# Exercise goal:
Go through the data below and copy it exactly, skipping every picture.

[start]

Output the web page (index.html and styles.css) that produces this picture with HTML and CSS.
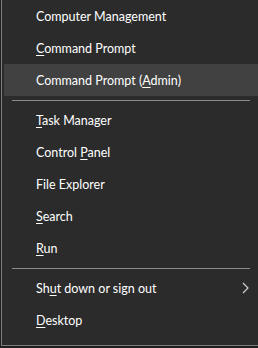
FILE: index.html
```html
<!DOCTYPE html>
<html lang="en">
<head>
    <meta charset="UTF-8">
    <title>Quick Link Menu</title>
    <link rel="stylesheet" href="styles.css">
</head>
<body>
    <ul class="menu">
        <li class="item"><span>Computer Mana<u>g</u>ement</span></li>
        <li class="item"><span><u>C</u>ommand Prompt</span></li>
        <li class="item active"><span>Command Prompt (<u>A</u>dmin)</span></li>
        <li class="sep"></li>
        <li class="item"><span><u>T</u>ask Manager</span></li>
        <li class="item"><span>Control <u>P</u>anel</span></li>
        <li class="item"><span>File Explorer</span></li>
        <li class="item"><span><u>S</u>earch</span></li>
        <li class="item"><span><u>R</u>un</span></li>
        <li class="sep"></li>
        <li class="item">
            <span>Sh<u>u</u>t down or sign out</span>
            <svg class="chevron" width="7" height="12" viewBox="0 0 7 12">
                <path d="M1 1 L6 6 L1 11" fill="none" stroke="#d6d6d6" stroke-width="1.1"/>
            </svg>
        </li>
        <li class="item"><span><u>D</u>esktop</span></li>
    </ul>
</body>
</html>
```
FILE: styles.css
```css
body {
    margin: 0;
    background-color: #1f1f1f;
    font-family: Lato, sans-serif;
    font-size: 12.5px;
    color: #ffffff;
}

.menu {
    list-style: none;
    margin: 0 0 0 1px;
    padding: 0 0 9px 2px;
    background-color: #2b2b2b;
    border-left: 1px solid #7d7d7d;
    border-bottom: 1px solid #7d7d7d;
}

.item {
    height: 32px;
    padding-left: 32px;
    padding-right: 9px;
    display: flex;
    align-items: center;
    justify-content: space-between;
}

.item u {
    text-underline-offset: 2px;
}

.active {
    background-color: #414141;
}

.sep {
    height: 8px;
    display: flex;
    align-items: center;
    margin: 0 8px 0 8px;
}

.sep::before {
    content: "";
    flex: 1;
    height: 1px;
    background-color: #8a8a8a;
}

.chevron {
    display: block;
}
```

[end]

# Task result:
Output the web page (index.html and styles.css) that produces this picture with HTML and CSS.
FILE: index.html
```html
<!DOCTYPE html>
<html lang="en">
<head>
    <meta charset="UTF-8">
    <title>Quick Link Menu</title>
    <link rel="stylesheet" href="styles.css">
</head>
<body>
    <ul class="menu">
        <li class="item"><span>Computer Mana<u>g</u>ement</span></li>
        <li class="item"><span><u>C</u>ommand Prompt</span></li>
        <li class="item active"><span>Command Prompt (<u>A</u>dmin)</span></li>
        <li class="sep"></li>
        <li class="item"><span><u>T</u>ask Manager</span></li>
        <li class="item"><span>Control <u>P</u>anel</span></li>
        <li class="item"><span>File Explorer</span></li>
        <li class="item"><span><u>S</u>earch</span></li>
        <li class="item"><span><u>R</u>un</span></li>
        <li class="sep"></li>
        <li class="item">
            <span>Sh<u>u</u>t down or sign out</span>
            <svg class="chevron" width="7" height="12" viewBox="0 0 7 12">
                <path d="M1 1 L6 6 L1 11" fill="none" stroke="#d6d6d6" stroke-width="1.1"/>
            </svg>
        </li>
        <li class="item"><span><u>D</u>esktop</span></li>
    </ul>
</body>
</html>
```
FILE: styles.css
```css
body {
    margin: 0;
    background-color: #1f1f1f;
    font-family: Lato, sans-serif;
    font-size: 12.5px;
    color: #ffffff;
}

.menu {
    list-style: none;
    margin: 0 0 0 1px;
    padding: 0 0 9px 2px;
    background-color: #2b2b2b;
    border-left: 1px solid #7d7d7d;
    border-bottom: 1px solid #7d7d7d;
}

.item {
    height: 32px;
    padding-left: 32px;
    padding-right: 9px;
    display: flex;
    align-items: center;
    justify-content: space-between;
}

.item u {
    text-underline-offset: 2px;
}

.active {
    background-color: #414141;
}

.sep {
    height: 8px;
    display: flex;
    align-items: center;
    margin: 0 8px 0 8px;
}

.sep::before {
    content: "";
    flex: 1;
    height: 1px;
    background-color: #8a8a8a;
}

.chevron {
    display: block;
}
```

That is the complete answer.